Reggie Yates: Extreme Russia, what was your opinions if you watched?

Fucking hell those guys were dicks, that guy with the beard, what a cunt and the knife fight guy was so like the Russian Gareth from the office, I cringed so hard when that other guy told him that race mixing was like a mongrel vs a thoroughbred or whatever. Oh man I used to watch reggie yates on smile on bbc2 I'm not sure how I feel about him confronting neo nazis and stuff.

I mean I know that nazi iconography is used pretty self servingly by racist ultra nationalist groups all across the world, but shit it was bonkers to see Russians do nazi salutes and have faux nazi flags. What shit has to go down so that you get a Russian Nazi, and a Nazi member of the 'slavic union' aswell. I mean didn't the actual Nazis have slavs as 3rd on their list of people who should be wiped out behind jewish people and gypsies, I'm pretty sure they at least aimed to murder two thirds of the population of slavs across Europe and have the rest as slaves. I mean Hitler'd be turning in his grave (if he had one).

I thought it was like a strange cross between the 'stacey dooley investigates' type stuff, where a lot of the 'entertainment' of the show comes from her personality and naive reactions to stuff, a louis theroux style documentary, where he tries to subtly get human interest as well as cringe out of people with faux naivety, and an actual proper one person piece of investigative journalism.

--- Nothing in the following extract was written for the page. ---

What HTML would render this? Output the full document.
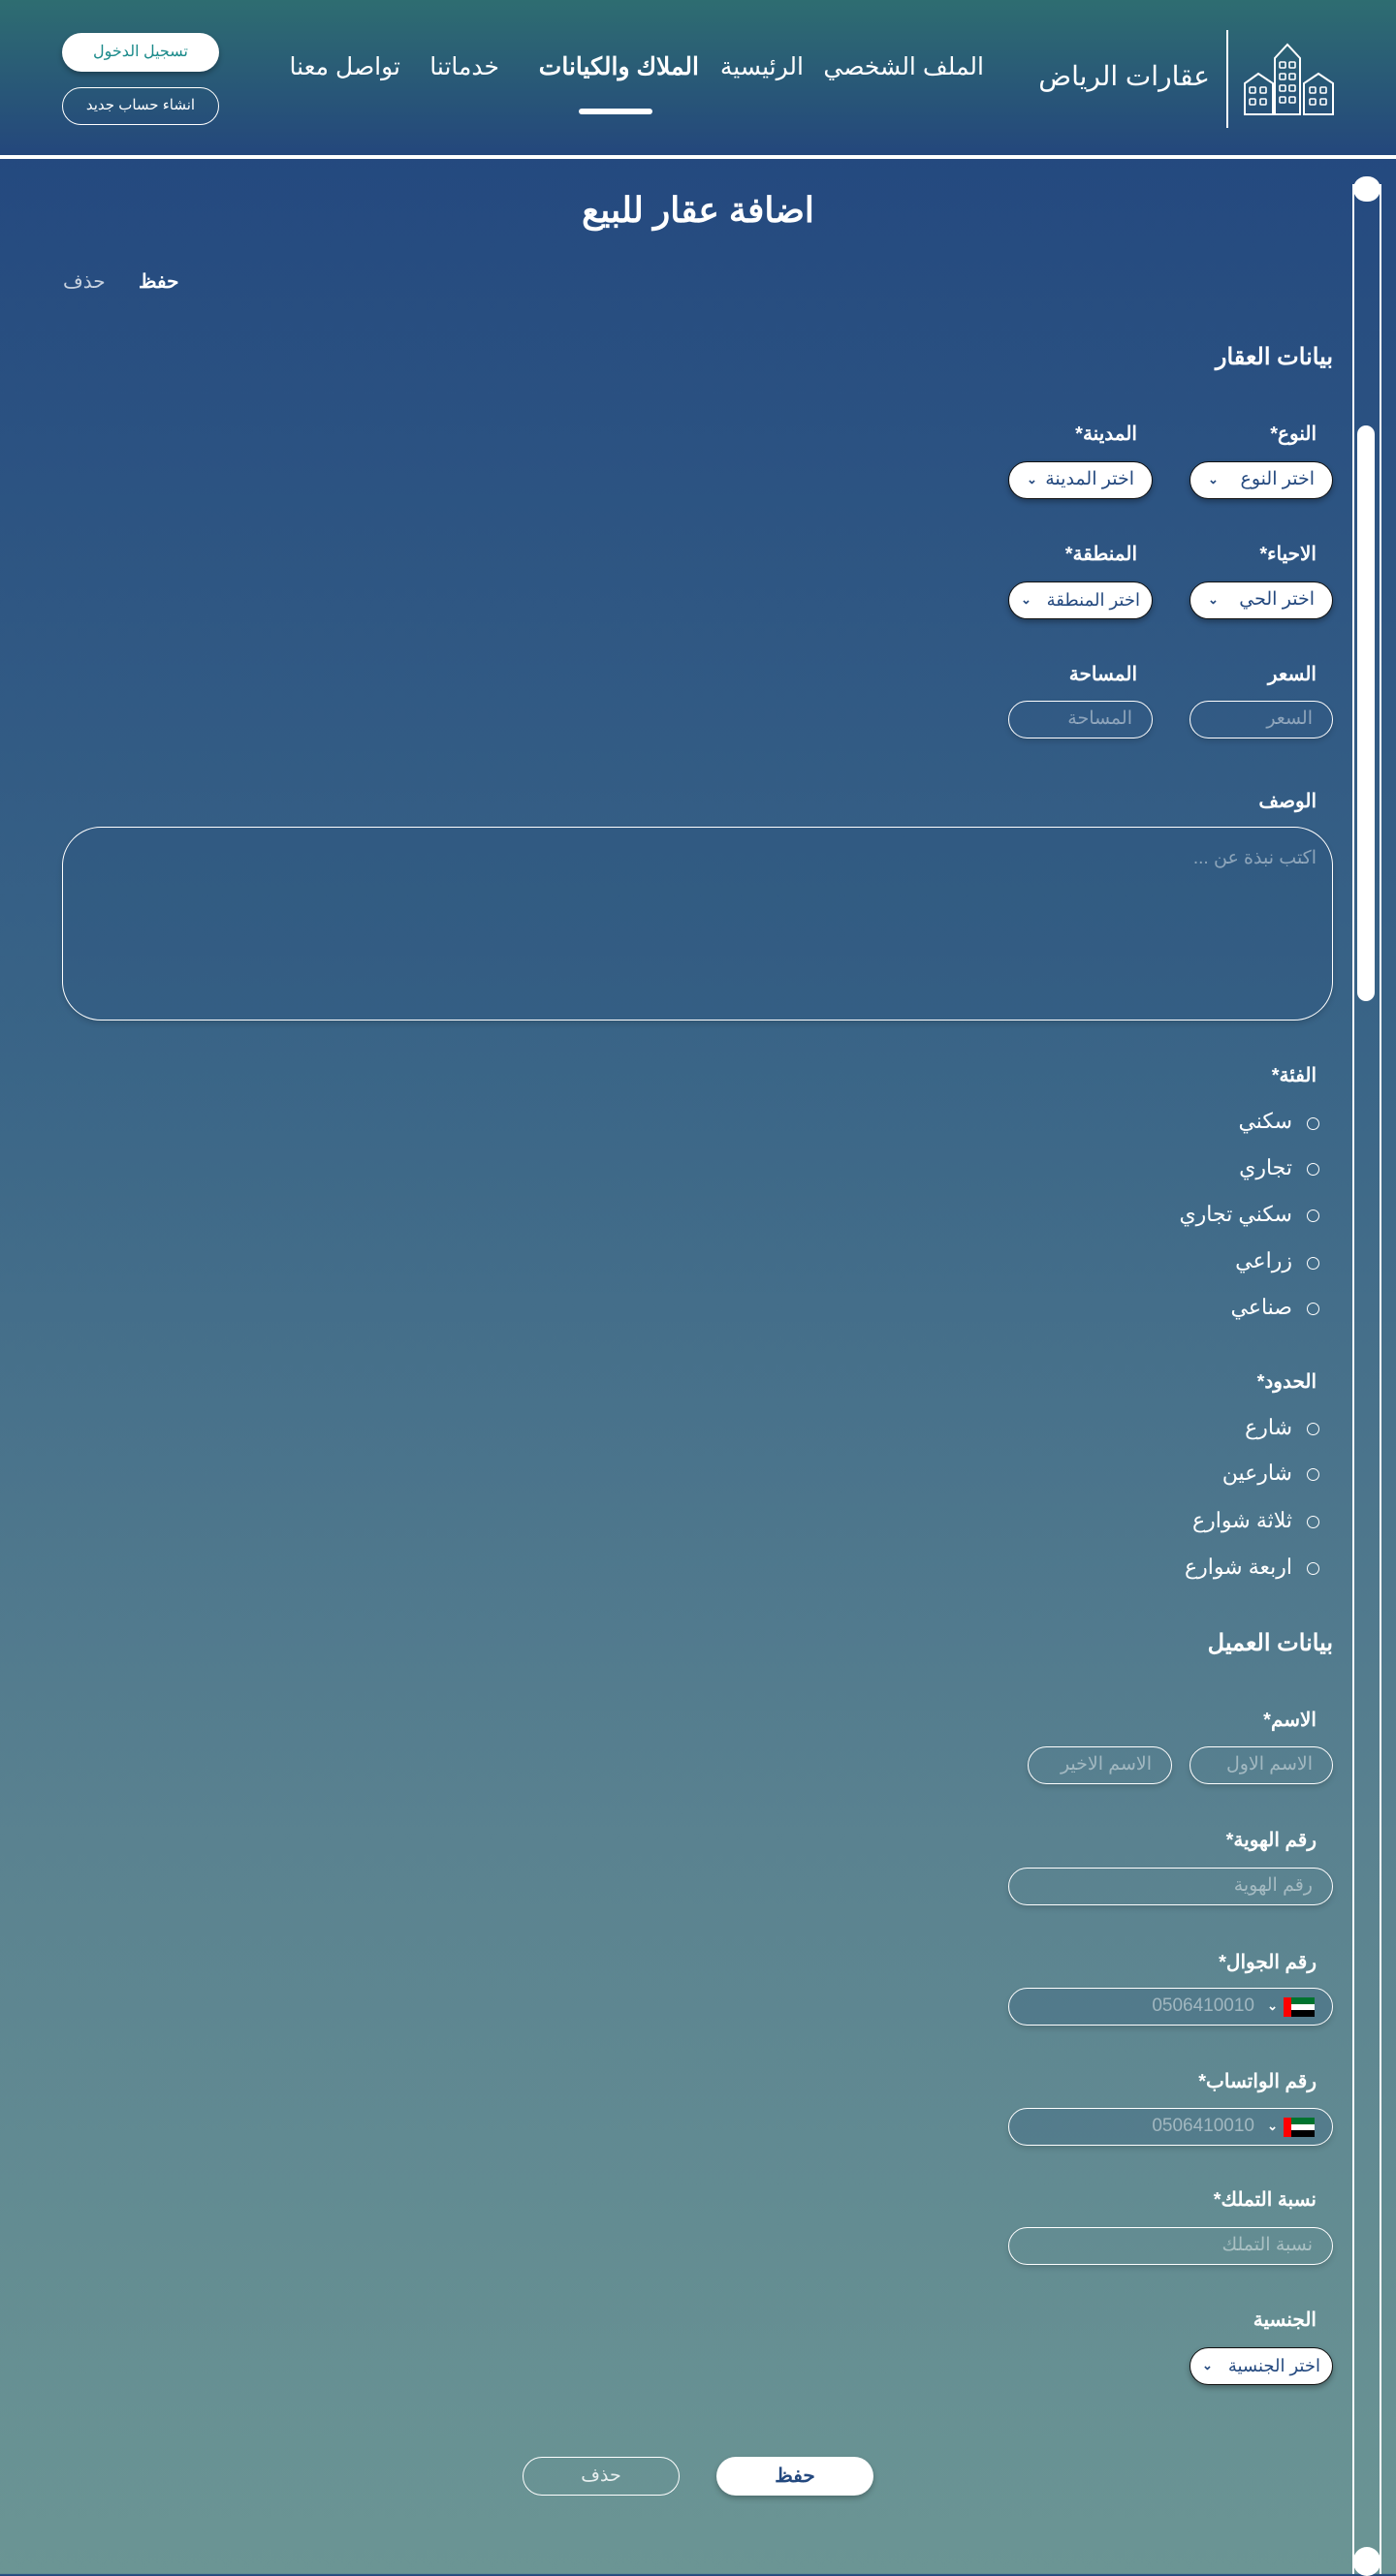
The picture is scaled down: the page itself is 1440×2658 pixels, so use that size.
<!DOCTYPE html>
<html><head><meta charset="utf-8">
<style>
*{margin:0;padding:0;box-sizing:border-box}
body{width:1440px;height:2656px;position:relative;overflow:hidden;font-family:"Liberation Sans","Noto Sans CJK SC",sans-serif;background:linear-gradient(180deg,#24497f 160px,#3a6587 1100px,#5a8290 1900px,#6b9594 2656px);color:#fff}
.a{position:absolute}
header{position:absolute;left:0;top:0;width:1440px;height:160px;background:linear-gradient(180deg,#2e6d71,#24477c)}
.line{top:160px;left:0;width:1440px;height:4px;background:#fff}
.nav{top:54px;font-size:25px;white-space:nowrap;direction:rtl}
.lbl{font-size:20px;font-weight:bold;direction:rtl;text-align:right;white-space:nowrap}
.sel{background:#fff;border:1.5px solid #111;border-radius:20px;height:39px;color:#24497f;font-size:19px;direction:rtl;padding-right:18px;line-height:36px;box-shadow:0 3px 6px rgba(0,0,0,.3)}
.sel i{position:absolute;left:18px;top:0;font-style:normal;font-size:13px;font-weight:bold}
.inp{border:1.5px solid #fff;border-radius:20px;height:39px;color:rgba(255,255,255,.45);font-size:19px;direction:rtl;padding-right:20px;line-height:36px;box-shadow:0 3px 6px rgba(0,0,0,.15)}
.rad{font-size:22px;direction:rtl;right:107px;white-space:nowrap}
.rc{width:13px;height:13px;border:1.5px solid #fff;border-radius:50%;left:1348px}
.flag{width:32px;height:20px;right:18px;top:9px}
</style></head><body>
<header>
<svg class="a" style="left:1280px;top:44px" width="100" height="78" viewBox="0 0 100 78" fill="none" stroke="#fff" stroke-width="2">
<path d="M35 74V16L48 2L61 16V74Z"/><path d="M4 74V42L18 32L33 42V74Z"/><path d="M65 74V42L80 32L95 42V74Z"/>
<g stroke-width="1.6"><rect x="40" y="20" width="6" height="6" rx="1"/><rect x="50" y="20" width="6" height="6" rx="1"/><rect x="40" y="32" width="6" height="6" rx="1"/><rect x="50" y="32" width="6" height="6" rx="1"/><rect x="40" y="44" width="6" height="6" rx="1"/><rect x="50" y="44" width="6" height="6" rx="1"/><rect x="40" y="56" width="6" height="6" rx="1"/><rect x="50" y="56" width="6" height="6" rx="1"/>
<rect x="9" y="46" width="6" height="6" rx="1"/><rect x="20" y="46" width="6" height="6" rx="1"/><rect x="9" y="58" width="6" height="6" rx="1"/><rect x="20" y="58" width="6" height="6" rx="1"/>
<rect x="71" y="46" width="6" height="6" rx="1"/><rect x="82" y="46" width="6" height="6" rx="1"/><rect x="71" y="58" width="6" height="6" rx="1"/><rect x="82" y="58" width="6" height="6" rx="1"/></g></svg>
<div class="a" style="left:1265px;top:31px;width:2px;height:101px;background:#fff"></div>
<div class="a" style="right:192px;top:62px;font-size:28px;direction:rtl">عقارات الرياض</div>
<div class="a nav" style="right:425px">الملف الشخصي</div>
<div class="a nav" style="right:611px">الرئيسية</div>
<div class="a nav" style="right:719px;font-weight:bold">الملاك والكيانات</div>
<div class="a nav" style="right:925px">خدماتنا</div>
<div class="a nav" style="right:1027px">تواصل معنا</div>
<div class="a" style="left:597px;top:112px;width:76px;height:6px;border-radius:3px;background:#fff"></div>
<div class="a" style="left:64px;top:34px;width:162px;height:40px;border-radius:20px;background:#fff;color:#1a8a8a;font-size:16px;text-align:center;line-height:40px;box-shadow:0 3px 6px rgba(0,0,0,.3)">تسجيل الدخول</div>
<div class="a" style="left:64px;top:90px;width:162px;height:39px;border-radius:20px;border:1.5px solid #fff;font-size:15px;text-align:center;line-height:36px">انشاء حساب جديد</div>
</header>
<div class="a line"></div>
<div class="a" style="left:1395px;top:190px;width:2px;height:2466px;background:#fff"></div>
<div class="a" style="left:1423px;top:190px;width:2px;height:2466px;background:#fff"></div>
<div class="a" style="left:1396px;top:182px;width:28px;height:26px;border-radius:14px;background:#fff"></div>
<div class="a" style="left:1396px;top:2628px;width:28px;height:30px;border-radius:14px;background:#fff"></div>
<div class="a" style="left:1400px;top:439px;width:18px;height:594px;border-radius:9px;background:#fff"></div>

<div class="a" style="left:0;width:1440px;top:196px;text-align:center;font-size:36px;font-weight:bold;direction:rtl">اضافة عقار للبيع</div>
<div class="a" style="left:143px;top:278px;font-size:20px;font-weight:bold">حفظ</div>
<div class="a" style="left:65px;top:278px;font-size:20px;color:rgba(255,255,255,.75)">حذف</div>

<div class="a lbl" style="right:65px;top:354px;font-size:24px">بيانات العقار</div>
<div class="a lbl" style="right:82px;top:435px">النوع*</div>
<div class="a lbl" style="right:267px;top:435px">المدينة*</div>
<div class="a sel" style="left:1227px;top:476px;width:148px">اختر النوع<i>⌄</i></div>
<div class="a sel" style="left:1040px;top:476px;width:149px">اختر المدينة<i>⌄</i></div>
<div class="a lbl" style="right:82px;top:559px">الاحياء*</div>
<div class="a lbl" style="right:267px;top:559px">المنطقة*</div>
<div class="a sel" style="left:1227px;top:600px;width:148px">اختر الحي<i>⌄</i></div>
<div class="a sel" style="left:1040px;top:600px;width:149px;font-size:18px;padding-right:12px">اختر المنطقة<i style="left:12px">⌄</i></div>
<div class="a lbl" style="right:82px;top:683px">السعر</div>
<div class="a lbl" style="right:267px;top:683px">المساحة</div>
<div class="a inp" style="left:1227px;top:723px;width:148px">السعر</div>
<div class="a inp" style="left:1040px;top:723px;width:149px">المساحة</div>

<div class="a lbl" style="right:82px;top:814px">الوصف</div>
<div class="a" style="left:64px;top:853px;width:1311px;height:200px;border:1.5px solid #fff;border-radius:40px;background:rgba(40,80,125,.25);box-shadow:0 3px 6px rgba(0,0,0,.15)"></div>
<div class="a" style="right:82px;top:874px;font-size:19px;color:rgba(255,255,255,.45);direction:rtl">اكتب نبذة عن ...</div>

<div class="a lbl" style="right:82px;top:1097px">الفئة*</div>
<div class="a rad" style="top:1144px">سكني</div><div class="a rc" style="top:1153px"></div>
<div class="a rad" style="top:1192px">تجاري</div><div class="a rc" style="top:1200px"></div>
<div class="a rad" style="top:1240px">سكني تجاري</div><div class="a rc" style="top:1248px"></div>
<div class="a rad" style="top:1288px">زراعي</div><div class="a rc" style="top:1297px"></div>
<div class="a rad" style="top:1336px">صناعي</div><div class="a rc" style="top:1344px"></div>

<div class="a lbl" style="right:82px;top:1413px">الحدود*</div>
<div class="a rad" style="top:1460px">شارع</div><div class="a rc" style="top:1468px"></div>
<div class="a rad" style="top:1507px">شارعين</div><div class="a rc" style="top:1515px"></div>
<div class="a rad" style="top:1556px">ثلاثة شوارع</div><div class="a rc" style="top:1564px"></div>
<div class="a rad" style="top:1604px">اربعة شوارع</div><div class="a rc" style="top:1612px"></div>

<div class="a lbl" style="right:65px;top:1681px;font-size:24px">بيانات العميل</div>
<div class="a lbl" style="right:82px;top:1762px">الاسم*</div>
<div class="a inp" style="left:1227px;top:1802px;width:148px">الاسم الاول</div>
<div class="a inp" style="left:1060px;top:1802px;width:149px">الاسم الاخير</div>
<div class="a lbl" style="right:82px;top:1886px">رقم الهوية*</div>
<div class="a inp" style="left:1040px;top:1927px;width:335px">رقم الهوية</div>
<div class="a lbl" style="right:82px;top:2012px">رقم الجوال*</div>
<div class="a inp" style="left:1040px;top:2051px;width:335px;background:rgba(60,100,130,.35);padding-right:80px;direction:ltr;text-align:right">0506410010
<svg class="a flag" viewBox="0 0 32 20"><rect width="32" height="7" fill="#00732f"/><rect y="7" width="32" height="6" fill="#fff"/><rect y="13" width="32" height="7" fill="#000"/><rect width="8" height="20" fill="#f00"/></svg>
<span class="a" style="right:56px;top:0;color:#fff;font-size:13px;font-weight:bold">⌄</span></div>
<div class="a lbl" style="right:82px;top:2135px">رقم الواتساب*</div>
<div class="a inp" style="left:1040px;top:2175px;width:335px;background:rgba(60,100,130,.35);padding-right:80px;direction:ltr;text-align:right">0506410010
<svg class="a flag" viewBox="0 0 32 20"><rect width="32" height="7" fill="#00732f"/><rect y="7" width="32" height="6" fill="#fff"/><rect y="13" width="32" height="7" fill="#000"/><rect width="8" height="20" fill="#f00"/></svg>
<span class="a" style="right:56px;top:0;color:#fff;font-size:13px;font-weight:bold">⌄</span></div>
<div class="a lbl" style="right:82px;top:2257px">نسبة التملك*</div>
<div class="a inp" style="left:1040px;top:2298px;width:335px">نسبة التملك</div>
<div class="a lbl" style="right:82px;top:2381px">الجنسية</div>
<div class="a sel" style="left:1227px;top:2422px;width:148px;font-size:18px;padding-right:12px">اختر الجنسية<i style="left:12px">⌄</i></div>

<div class="a" style="left:739px;top:2535px;width:162px;height:40px;border-radius:20px;background:#fff;color:#24497f;font-weight:bold;font-size:20px;text-align:center;line-height:40px;box-shadow:0 3px 6px rgba(0,0,0,.25)">حفظ</div>
<div class="a" style="left:539px;top:2535px;width:162px;height:40px;border-radius:20px;border:1.5px solid #fff;font-size:19px;text-align:center;line-height:37px;color:rgba(255,255,255,.85)">حذف</div>
</body></html>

It was part of the narrative that the kind of odd nationalism of SET was some huge organisation, but he says himself that SET has thousands of people so I think it was overblowing it a little, but it's still popular. The only thing I could find on the russian scary russian action bronson/david brent and russian gareth with his knives was that their party 'Russkiye' "boasts tens-of-thousands of members" so not exactly mussolini here. But also on the other hand what he said about 80% of Moscovites favoring kicking all non russian workers out and that

A poll conducted in early October showed 54 percent of Russians support the idea of "Russia for ethnic Russians", who account for about 80 percent of the country's population of 142 million

I think that the brent group has very little chance of getting into power though, because they seem (from all of the arrests etc) to have little or no institutional support (one of the reasons the documentary could go ahead imo). I guess you could argue that the attacks on immigrants are in the interests of employers who want a scared and compliant cheap labour force though. I think it's going a long way before they get to the level of other far right east european parties that have actually taken power.

So it was kind of not giving a proper picture of what's going on in that way, and I thought it chose scary action bronson/david brent guy over really looking at the reasons behind the growth of nationalism in Russia; like unemployment and poverty, low wages and poor services etc that seem to be associated with rising resentment of 'outgroups' almost everywhere. Also the stuff that preceded it, i.e. Yeltsin and a demographic and economic disaster, and NATO expansion into the old Warsaw pact (which apparently went against either an explicit or tacit guarantee to Gorbachev not to) and that Ultra nationalism has been fermented as a way to distract from the obvious problems and divisions of the country to provide a sense of community and a convenient enemy etc. It's kind of understandable why Russians love Putin so much because he arrested that slide into chaos somewhat.

I also found it strange that Putin has so much support, is this something worrying for the rest of the world, considering the strength Russia has. Is this something that could potentially effect all of us, in terms of another world war?

imo there is almost no chance of a major war. The aim of russian nationalism is mostly domestic, something similar has been going on in other places in Eastern/central Europe and also China since the end of the Tiananmen square turmoil. And the stuff in Ukraine is a result of russian weakness, both economically and militarily, with the EU and NATO encroaching on the some of the inner parts of the traditional russian 'sphere of influence' and Russia 'drawing a line' in a scumbag, sloppy and bloody way, but everybody knows that the stakes are too high for a major war. This is a totally different situation to (only example I can think of sorry) Germany in the 30's which had an explicit aim to dominate Europe and was amassing an unprecedentedly large, modern army and air force or, even Italy in that period. I think that people say that more small and/or 'low intensity' conflicts are likely in the states bordering Russia though.